If there’s one place where you could easily knock 150 calories off a fast-food meal, it’s the drink. And they completely dropped the ball on that.
Strange, I remember that restaurant also. I couldn’t tell you where it was, but there was at least one in SW Houston in the 1970s. It was probably on Bissonnet or Beechnut, if knowing where some of the other places we went when I was very young are any indication.
My very first nonbabysitting real job was at Rax. They paid sub-minimum wage ($2.85 an hour in 1985), had a great salad bar (on which I hated working), and was the only place you could get a chocolate chip shake or a blueberry shake, which I also hated making.
I had no idea what happened to Rax until I read your post. When people ask me what my first job was, I say, “Rax roast beef – it was like an Arby’s.”
I left that gig to take a gig at the city library shelving books in the children’s section. I made a whopping $3.58 an hour at the library, I could wear whatever I wanted, and I didn’t have to come home reeking of roast beef and french fry grease. That was probably one of the best job hops I ever made in my career.
I just wanted to post here because it’s like being in a time capsule. I have no doubt it will be resurrected again and again.

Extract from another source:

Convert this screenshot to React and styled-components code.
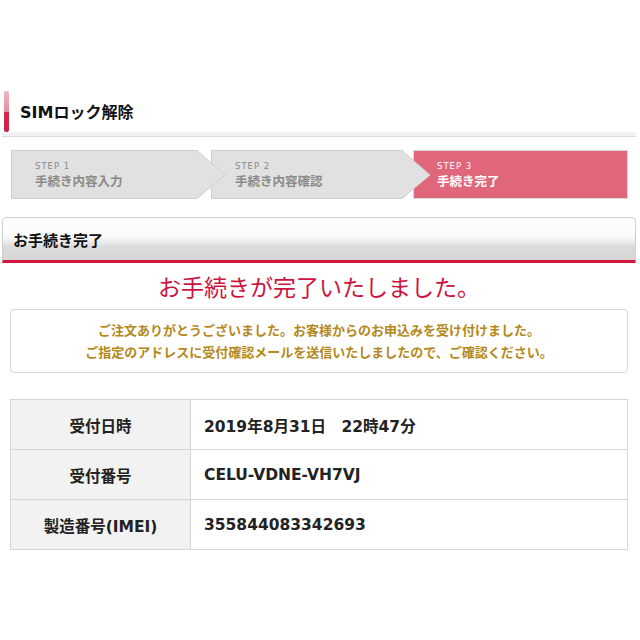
import React from 'react';
import styled, { createGlobalStyle } from 'styled-components';

const GlobalStyle = createGlobalStyle`
  body {
    margin: 0;
    background: #fff;
    font-family: "Noto Sans CJK JP", "DejaVu Sans", sans-serif;
    color: #222;
  }
`;

const Page = styled.div`
  width: 640px;
  padding: 90px 4px 40px 2px;
  box-sizing: border-box;
`;

const TitleRow = styled.div`
  display: flex;
  align-items: center;
  height: 42px;
  gap: 11px;
  padding-left: 2px;
`;

const TitleBar = styled.div`
  width: 5px;
  height: 41px;
  border-radius: 2px;
  background: linear-gradient(to bottom, #edb6c0 0%, #e48f9f 50%, #d42a4b 52%, #cc1f43 100%);
`;

const TitleText = styled.h1`
  margin: 0;
  font-family: "DejaVu Sans", "Noto Sans CJK JP", sans-serif;
  font-size: 16px;
  font-weight: bold;
  color: #111;
`;

const TitleRule = styled.div`
  height: 4px;
  background: #f1f1f1;
  border-bottom: 1px solid #dcdcdc;
`;

const Steps = styled.div`
  display: flex;
  margin: 13px 0 0 9px;
  height: 49px;
`;

const Step = styled.div`
  position: relative;
  box-sizing: border-box;
  width: ${p => p.$w}px;
  margin-right: ${p => p.$gap || 0}px;
  height: 49px;
  padding: 10px 0 0 23px;
  background: ${p => (p.$active ? '#e0677b' : '#e1e1e1')};
  border: 1px solid ${p => (p.$active ? '#d9d9d9' : '#cfcfcf')};
  color: ${p => (p.$active ? '#fff' : '#8a8a8a')};
`;

const StepNo = styled.div`
  font-family: "DejaVu Sans", sans-serif;
  font-size: 8.5px;
  letter-spacing: 1px;
  line-height: 11px;
`;

const StepName = styled.div`
  font-size: 12.5px;
  font-weight: bold;
  line-height: 18px;
`;

const Arrow = styled.svg`
  position: absolute;
  top: -1px;
  right: -29px;
  z-index: 2;
`;

const SectionHead = styled.div`
  margin-top: 18px;
  height: 46px;
  box-sizing: border-box;
  border: 1px solid #cfcfcf;
  border-bottom: 3px solid #d3183f;
  border-radius: 5px 5px 0 0;
  background: linear-gradient(to bottom, #ffffff 0%, #fafafa 45%, #dcdcdc 68%, #d6d6d6 100%);
  display: flex;
  align-items: center;
  padding-left: 10px;
  font-size: 15px;
  font-weight: bold;
  color: #111;
`;

const Done = styled.h2`
  margin: 8px 0 0;
  text-align: center;
  font-size: 23px;
  line-height: 30px;
  font-weight: normal;
  color: #cc1440;
`;

const Notice = styled.div`
  margin: 8px 8px 0 8px;
  height: 64px;
  box-sizing: border-box;
  border: 1px solid #dadada;
  border-radius: 4px;
  display: flex;
  flex-direction: column;
  justify-content: center;
  align-items: center;
  font-size: 13px;
  line-height: 22px;
  font-weight: bold;
  color: #b3891b;
`;

const Table = styled.table`
  margin: 26px 0 0 8px;
  width: 618px;
  border-collapse: collapse;
  font-family: "DejaVu Sans", "Noto Sans CJK JP", sans-serif;
  font-size: 15.5px;
  font-weight: bold;
`;

const Label = styled.th`
  width: 179px;
  height: 49px;
  padding: 0;
  background: #f2f2f2;
  border: 1px solid #d6d6d6;
  text-align: center;
  color: #222;
`;

const Value = styled.td`
  height: 49px;
  padding: 0 0 0 13px;
  border: 1px solid #d6d6d6;
  color: #222;
`;

const StepArrow = () => (
  <Arrow width="30" height="49" viewBox="0 0 30 49">
    <polygon points="0,0.5 1,0.5 29,25 1,48.5 0,48.5" fill="#e1e1e1" />
    <polyline points="0.5,0.5 1,0.5 29,25 1,48.5 0.5,48.5" fill="none" stroke="#cfcfcf" strokeWidth="1" />
  </Arrow>
);

const steps = [
  { no: 'STEP 1', name: '手続き内容入力', w: 187, gap: 13 },
  { no: 'STEP 2', name: '手続き内容確認', w: 192, gap: 10 },
  { no: 'STEP 3', name: '手続き完了', w: 215, active: true },
];

const rows = [
  ['受付日時', '2019年8月31日　22時47分'],
  ['受付番号', 'CELU-VDNE-VH7VJ'],
  ['製造番号(IMEI)', '355844083342693'],
];

export default function App() {
  return (
    <Page>
      <GlobalStyle />
      <TitleRow>
        <TitleBar />
        <TitleText>SIMロック解除</TitleText>
      </TitleRow>
      <TitleRule />

      <Steps>
        {steps.map(s => (
          <Step key={s.no} $w={s.w} $gap={s.gap} $active={s.active}>
            <StepNo>{s.no}</StepNo>
            <StepName>{s.name}</StepName>
            {!s.active && <StepArrow />}
          </Step>
        ))}
      </Steps>

      <SectionHead>お手続き完了</SectionHead>
      <Done>お手続きが完了いたしました。</Done>

      <Notice>
        <div>ご注文ありがとうございました。お客様からのお申込みを受け付けました。</div>
        <div>ご指定のアドレスに受付確認メールを送信いたしましたので、ご確認ください。</div>
      </Notice>

      <Table>
        <tbody>
          {rows.map(([k, v]) => (
            <tr key={k}>
              <Label>{k}</Label>
              <Value>{v}</Value>
            </tr>
          ))}
        </tbody>
      </Table>
    </Page>
  );
}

The chain I recall fondly was Jahn’s in Queens NY, although I don’t really recall the food (it was actually an ice cream parlor). It was the place where the theater geeks would go hang out after rehearsal.

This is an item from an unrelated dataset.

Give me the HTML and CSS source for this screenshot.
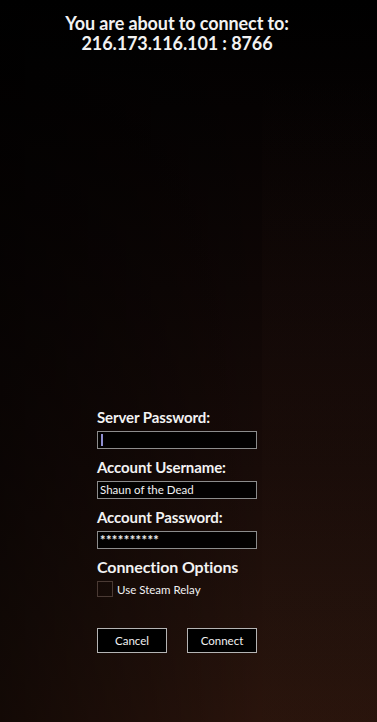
FILE: index.html
```html
<!DOCTYPE html>
<html>
<head>
<meta charset="utf-8">
<link rel="stylesheet" href="styles.css">
</head>
<body>
<div class="screen">
  <div class="band"></div>
  <header class="head">
    <div>You are about to connect to:</div>
    <div>216.173.116.101 : 8766</div>
  </header>
  <form class="form">
    <label class="label">Server Password:</label>
    <div class="field"><span class="caret"></span></div>
    <label class="label">Account Username:</label>
    <div class="field">Shaun of the Dead</div>
    <label class="label">Account Password:</label>
    <div class="field stars">**********</div>
    <div class="section">Connection Options</div>
    <div class="check-row"><span class="box"></span><span>Use Steam Relay</span></div>
    <div class="buttons">
      <div class="btn">Cancel</div>
      <div class="btn">Connect</div>
    </div>
  </form>
</div>
</body>
</html>
```
FILE: styles.css
```css
html, body { margin: 0; padding: 0; }
body {
  width: 377px;
  height: 722px;
  overflow: hidden;
  font-family: Lato, "Open Sans", sans-serif;
  color: #f2f2f2;
}
.screen {
  position: relative;
  width: 377px;
  height: 722px;
  background:
    linear-gradient(90deg, rgba(0,0,0,0.55) 0%, rgba(0,0,0,0.25) 40%, rgba(0,0,0,0) 70%),
    linear-gradient(180deg, #000 0%, #050202 15%, #0e0605 40%, #180b08 65%, #22110b 85%, #2a140c 100%);
  display: flex;
  flex-direction: column;
  align-items: center;
  padding-right: 23px;
  box-sizing: border-box;
}
.band {
  position: absolute;
  left: 262px;
  top: 80px;
  width: 115px;
  height: 642px;
  background: linear-gradient(180deg, rgba(30,16,12,0) 0%, rgba(30,16,12,0.25) 40%, rgba(40,22,14,0.2) 100%);
}
.head {
  position: relative;
  margin-top: 13px;
  text-align: center;
  font-weight: 700;
  font-size: 18px;
  line-height: 20px;
  letter-spacing: -0.1px;
}
.form {
  position: relative;
  margin-top: 355px;
  width: 160px;
  display: flex;
  flex-direction: column;
}
.label {
  font-weight: 700;
  font-size: 15px;
  line-height: 18px;
  height: 18px;
  margin-bottom: 5px;
  letter-spacing: -0.1px;
}
.field {
  height: 18px;
  box-sizing: border-box;
  border: 1px solid #8c8c8c;
  background: rgba(0,0,0,0.85);
  font-size: 11.5px;
  line-height: 16px;
  padding-left: 2px;
  margin-bottom: 9px;
  display: flex;
  align-items: center;
}
.caret {
  width: 2px;
  height: 12px;
  background: #8f8fd0;
  margin-left: 1px;
}
.stars { font-weight: 700; font-size: 13px; letter-spacing: 0.4px; }
.section {
  font-weight: 700;
  font-size: 16px;
  line-height: 18px;
  margin-bottom: 5px;
  letter-spacing: -0.1px;
}
.check-row {
  display: flex;
  align-items: center;
  gap: 4px;
  font-size: 11.5px;
  height: 16px;
}
.box {
  width: 16px;
  height: 16px;
  box-sizing: border-box;
  border: 1px solid #4a3a34;
}
.buttons {
  display: flex;
  justify-content: space-between;
  margin-top: 31px;
}
.btn {
  width: 70px;
  height: 25px;
  box-sizing: border-box;
  border: 1px solid #b4b4b4;
  background: #000;
  font-size: 11.5px;
  display: flex;
  align-items: center;
  justify-content: center;
}
```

Probably late 50’s, early 60’s I recall a hamburger place in Peoria, I think called “Sandy’s” with a Scottish guy in kilt as the mascot. We lived about 60 miles away and heard their jingle on the radio: 49 cents for a full course meal, sounds to me like that’s a steal".
I vaguely recall that a bunch of us guys drove their one day to try them out. Who knows how they tasted, probably McD’s like. In other words, wonderful.